Given problem →
Take the line containing "Output the component" as the first line and the line containing "const [checked, setChecked]" as the last, and output that span verbatim without any images.

====== Dataset entries ======

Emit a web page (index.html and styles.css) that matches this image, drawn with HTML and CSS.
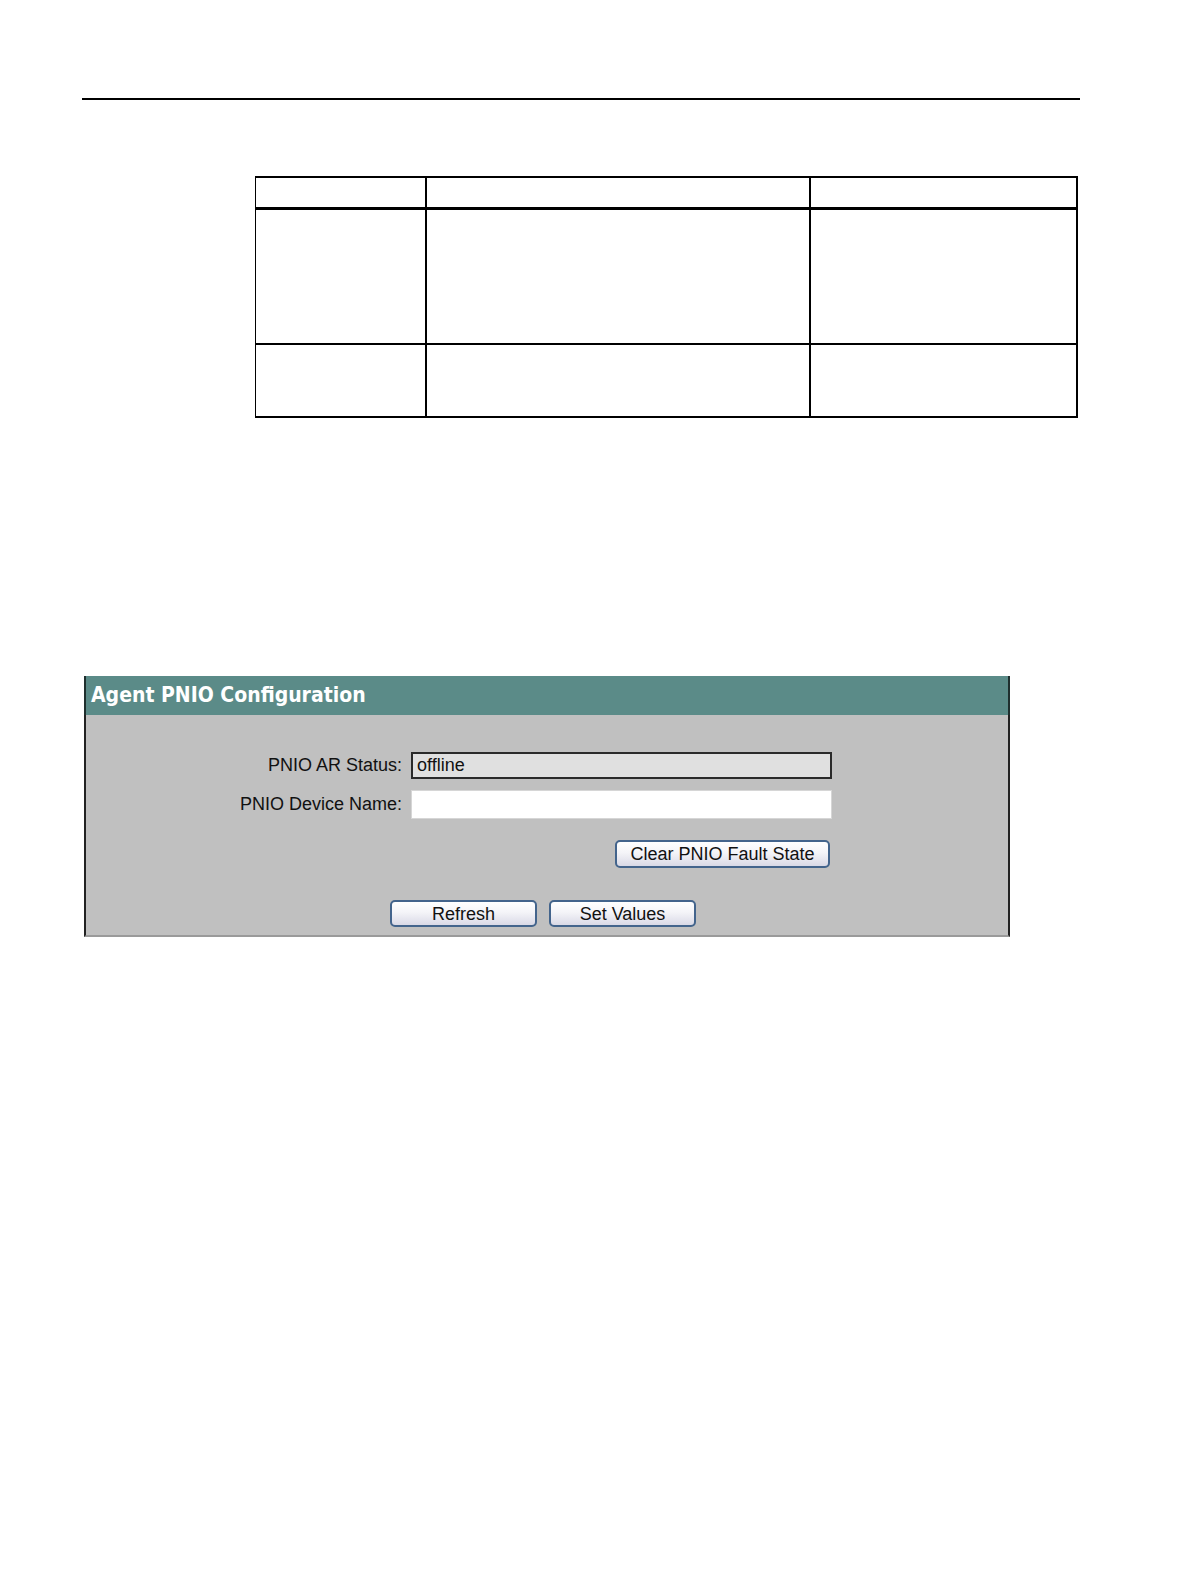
FILE: index.html
```html
<!DOCTYPE html>
<html>
<head>
<meta charset="utf-8">
<link rel="stylesheet" href="styles.css">
</head>
<body>
<div class="page">
  <div class="rule"></div>
  <div class="spec">
    <div class="row head">
      <div class="cell c1"></div>
      <div class="cell c2"></div>
      <div class="cell c3"></div>
    </div>
    <div class="row r1">
      <div class="cell c1"></div>
      <div class="cell c2"></div>
      <div class="cell c3"></div>
    </div>
    <div class="row r2">
      <div class="cell c1"></div>
      <div class="cell c2"></div>
      <div class="cell c3"></div>
    </div>
  </div>

  <div class="panel">
    <div class="panel-head">Agent PNIO Configuration</div>
    <div class="panel-body">
      <div class="form">
        <label class="lbl">PNIO AR Status:</label>
        <div class="field field-ro">offline</div>
        <label class="lbl">PNIO Device Name:</label>
        <div class="field field-edit"></div>
        <div class="clear-row"><button class="btn btn-clear">Clear PNIO Fault State</button></div>
      </div>
      <div class="actions">
        <button class="btn btn-act">Refresh</button>
        <button class="btn btn-act">Set Values</button>
      </div>
    </div>
  </div>
</div>
</body>
</html>
```

FILE: styles.css
```css
html, body {
  margin: 0;
  padding: 0;
  background: #ffffff;
}
.page {
  padding-top: 98px;
  font-family: "Liberation Sans", Arial, sans-serif;
}
.rule {
  margin-left: 82px;
  width: 998px;
  height: 2px;
  background: #000;
}
.spec {
  margin-top: 76px;
  margin-left: 255px;
  width: 823px;
  box-sizing: border-box;
  border: 2px solid #000;
  border-left-width: 1px;
}
.row {
  display: grid;
  grid-template-columns: 169px 384px 266px;
  border-bottom: 2px solid #000;
}
.row.head {
  height: 29px;
  border-bottom: 3px solid #000;
}
.row.r1 { height: 133px; }
.row.r2 { height: 71px; border-bottom: none; }
.cell + .cell { border-left: 2px solid #000; }

.panel {
  margin-top: 258px;
  margin-left: 84px;
  width: 926px;
}
.panel-head {
  height: 39px;
  box-sizing: border-box;
  background: #5b8b88;
  border-left: 2px solid #1f2f2e;
  border-right: 2px solid #1f2f2e;
  color: #ffffff;
  font-family: "DejaVu Sans Condensed", "DejaVu Sans", sans-serif;
  font-weight: bold;
  font-size: 21px;
  line-height: 38px;
  padding-left: 5px;
  white-space: nowrap;
}
.panel-body {
  background: #c0c0c0;
  border-left: 2px solid #222;
  border-right: 2px solid #222;
  border-bottom: 2px solid #9a9a9a;
  padding-top: 37px;
  padding-bottom: 8px;
  font-size: 18px;
  color: #111;
}
.form {
  display: grid;
  grid-template-columns: 316px 421px;
  column-gap: 9px;
  row-gap: 11px;
  align-items: center;
}
.lbl {
  text-align: right;
  white-space: nowrap;
}
.field {
  box-sizing: border-box;
  padding-left: 4px;
  line-height: 23px;
}
.field-ro {
  height: 27px;
  background: #e0e0e0;
  border: 2px solid #2a2a2a;
}
.field-edit {
  height: 29px;
  background: #ffffff;
  border: 1px solid #d6d6d6;
}
.clear-row {
  grid-column: 2;
  display: flex;
  justify-content: flex-end;
  padding-right: 2px;
  margin-top: 10px;
}
.btn {
  box-sizing: border-box;
  font-family: "Liberation Sans", Arial, sans-serif;
  font-size: 18px;
  color: #111;
  border: 2px solid #43648c;
  border-radius: 5px;
  background: linear-gradient(#ffffff 0%, #f4f4f8 45%, #d9d9e6 100%);
  padding: 0;
  line-height: 22px;
}
.btn-clear {
  width: 215px;
  height: 28px;
}
.actions {
  display: flex;
  justify-content: center;
  gap: 12px;
  margin-top: 32px;
  padding-right: 8px;
}
.btn-act {
  width: 147px;
  height: 27px;
}
```
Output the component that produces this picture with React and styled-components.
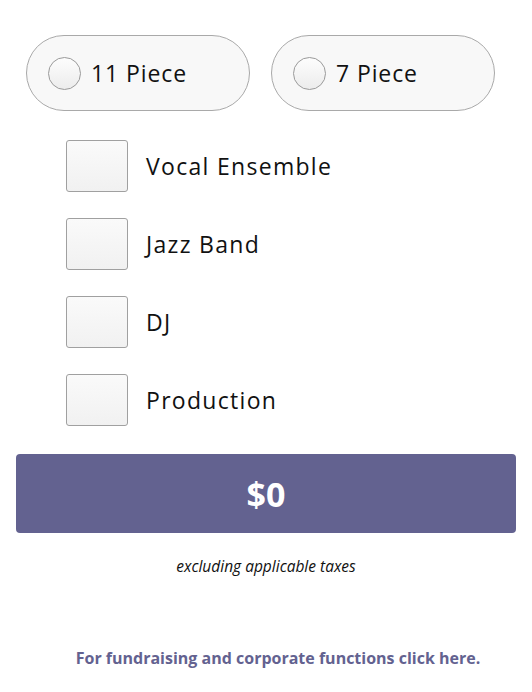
import React, { useState } from "react";
import styled, { createGlobalStyle } from "styled-components";

const GlobalStyle = createGlobalStyle`
  body {
    margin: 0;
    background: #fff;
    font-family: "Open Sans", "Liberation Sans", sans-serif;
  }
`;

const sizes = ["11 Piece", "7 Piece"];
const extras = ["Vocal Ensemble", "Jazz Band", "DJ", "Production"];

const App = () => {
  const [size, setSize] = useState(null);
  const [checked, setChecked] = useState({});

  return (
    <Page>
      <GlobalStyle />
      <PillRow>
        {sizes.map((s) => (
          <Pill key={s} onClick={() => setSize(s)}>
            <Radio $on={size === s} />
            <PillText>{s}</PillText>
          </Pill>
        ))}
      </PillRow>
      <CheckList>
        {extras.map((e) => (
          <CheckRow key={e} onClick={() => setChecked({ ...checked, [e]: !checked[e] })}>
            <Box $on={checked[e]} />
            <CheckText>{e}</CheckText>
          </CheckRow>
        ))}
      </CheckList>
      <Price>$0</Price>
      <Note>excluding applicable taxes</Note>
      <Footer href="#">For fundraising and corporate functions click here.</Footer>
    </Page>
  );
};

const Page = styled.div`
  width: 532px;
  padding: 35px 16px 0;
  box-sizing: border-box;
  display: flex;
  flex-direction: column;
`;

const PillRow = styled.div`
  display: flex;
  gap: 21px;
  padding-left: 10px;
`;

const Pill = styled.div`
  width: 224px;
  height: 76px;
  box-sizing: border-box;
  border: 1px solid #a9a9a9;
  border-radius: 38px;
  background: #f8f8f8;
  display: flex;
  align-items: center;
  padding-left: 21px;
  cursor: pointer;
`;

const Radio = styled.span`
  width: 33px;
  height: 33px;
  box-sizing: border-box;
  border-radius: 50%;
  border: 1px solid #9a9a9a;
  background: ${(p) => (p.$on ? "#636290" : "linear-gradient(#fdfdfd, #ececec)")};
  margin-right: 10px;
`;

const PillText = styled.span`
  font-family: "Open Sans", "Noto Sans", sans-serif;
  font-size: 23px;
  color: #111;
  letter-spacing: 0.9px;
`;

const CheckList = styled.div`
  display: flex;
  flex-direction: column;
  gap: 26px;
  padding: 29px 0 0 50px;
`;

const CheckRow = styled.div`
  display: flex;
  align-items: center;
  height: 52px;
  cursor: pointer;
`;

const Box = styled.span`
  width: 62px;
  height: 52px;
  box-sizing: border-box;
  border: 1px solid #a0a0a0;
  border-radius: 3px;
  background: ${(p) => (p.$on ? "#636290" : "linear-gradient(#fafafa, #f1f1f1)")};
  margin-right: 18px;
`;

const CheckText = styled.span`
  font-family: "Open Sans", "Noto Sans", sans-serif;
  font-size: 23px;
  color: #111;
  letter-spacing: 1.3px;
`;

const Price = styled.div`
  margin-top: 28px;
  height: 79px;
  border-radius: 4px;
  background: #636290;
  color: #fff;
  font-family: "Open Sans", sans-serif;
  font-weight: 700;
  font-size: 34px;
  display: flex;
  align-items: center;
  justify-content: center;
`;

const Note = styled.div`
  margin-top: 22px;
  text-align: center;
  font-family: "Open Sans", sans-serif;
  font-style: italic;
  font-size: 15.5px;
  color: #111;
`;

const Footer = styled.a`
  margin: 70px 0 0 24px;
  text-align: center;
  font-family: "Open Sans", sans-serif;
  font-weight: 700;
  font-size: 16px;
  color: #636290;
  text-decoration: none;
`;

export default App;
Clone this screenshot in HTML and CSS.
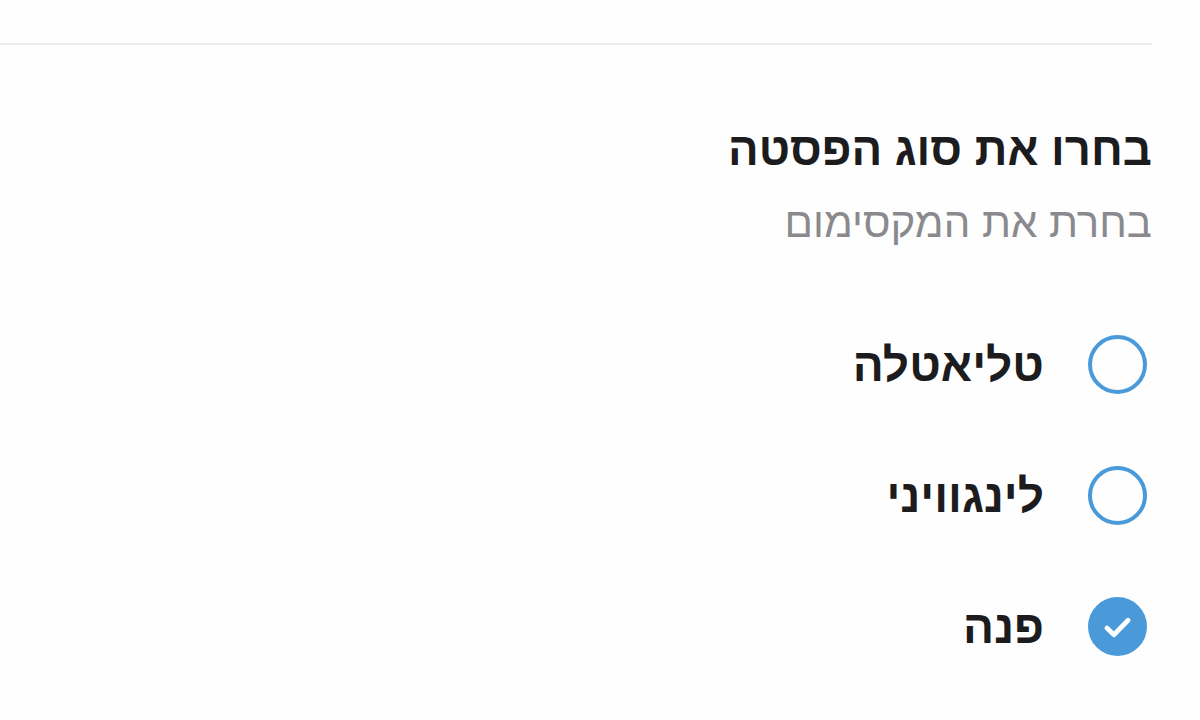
FILE: index.html
```html
<!DOCTYPE html>
<html lang="he" dir="rtl">
<head>
<meta charset="utf-8">
<link rel="stylesheet" href="styles.css">
</head>
<body>
<div class="page">
  <div class="topbar"></div>
  <h1 class="title">בחרו את סוג הפסטה</h1>
  <p class="subtitle">בחרת את המקסימום</p>
  <ul class="options">
    <li class="option">
      <span class="radio"></span>
      <span class="label">טליאטלה</span>
    </li>
    <li class="option">
      <span class="radio"></span>
      <span class="label">לינגוויני</span>
    </li>
    <li class="option">
      <span class="radio checked">
        <svg class="check" viewBox="0 0 26 22" width="29" height="25"><path d="M3.5 11.5L9.8 17.5L22.5 4.5" fill="none" stroke="#fff" stroke-width="4.2" stroke-linecap="round" stroke-linejoin="round"/></svg>
      </span>
      <span class="label">פנה</span>
    </li>
  </ul>
</div>
</body>
</html>
```
FILE: styles.css
```css
html, body {
  margin: 0;
  padding: 0;
  background: #fefefe;
}
body {
  font-family: "Liberation Sans", "DejaVu Sans", sans-serif;
  direction: rtl;
  width: 1200px;
  height: 720px;
  overflow: hidden;
}
.page {
  padding-right: 48px;
}
.topbar {
  height: 43px;
  border-bottom: 2px solid #ececee;
}
.title {
  margin: 80px 0 0;
  font-size: 45.5px;
  font-weight: bold;
  color: #1c1c1e;
  line-height: 50px;
}
.subtitle {
  margin: 24px 0 0;
  font-size: 42px;
  color: #8a8a8e;
  line-height: 48px;
}
.options {
  list-style: none;
  margin: 52px 0 0;
  padding: 0;
}
.option {
  display: flex;
  align-items: center;
  height: 131px;
}
.radio {
  box-sizing: border-box;
  width: 59px;
  height: 59px;
  border: 4.5px solid #4a9ad9;
  border-radius: 50%;
  margin-right: 5px;
  display: flex;
  align-items: center;
  justify-content: center;
}
.radio.checked {
  background: #4a9ad9;
}
.check {
  flex: none;
  margin-top: 2px;
}
.label {
  margin-right: 44px;
  font-size: 46px;
  font-weight: bold;
  color: #1c1c1e;
}
```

======

Exercise solution →
Output the component that produces this picture with React and styled-components.
import React, { useState } from "react";
import styled, { createGlobalStyle } from "styled-components";

const GlobalStyle = createGlobalStyle`
  body {
    margin: 0;
    background: #fff;
    font-family: "Open Sans", "Liberation Sans", sans-serif;
  }
`;

const sizes = ["11 Piece", "7 Piece"];
const extras = ["Vocal Ensemble", "Jazz Band", "DJ", "Production"];

const App = () => {
  const [size, setSize] = useState(null);
  const [checked, setChecked] = useState({});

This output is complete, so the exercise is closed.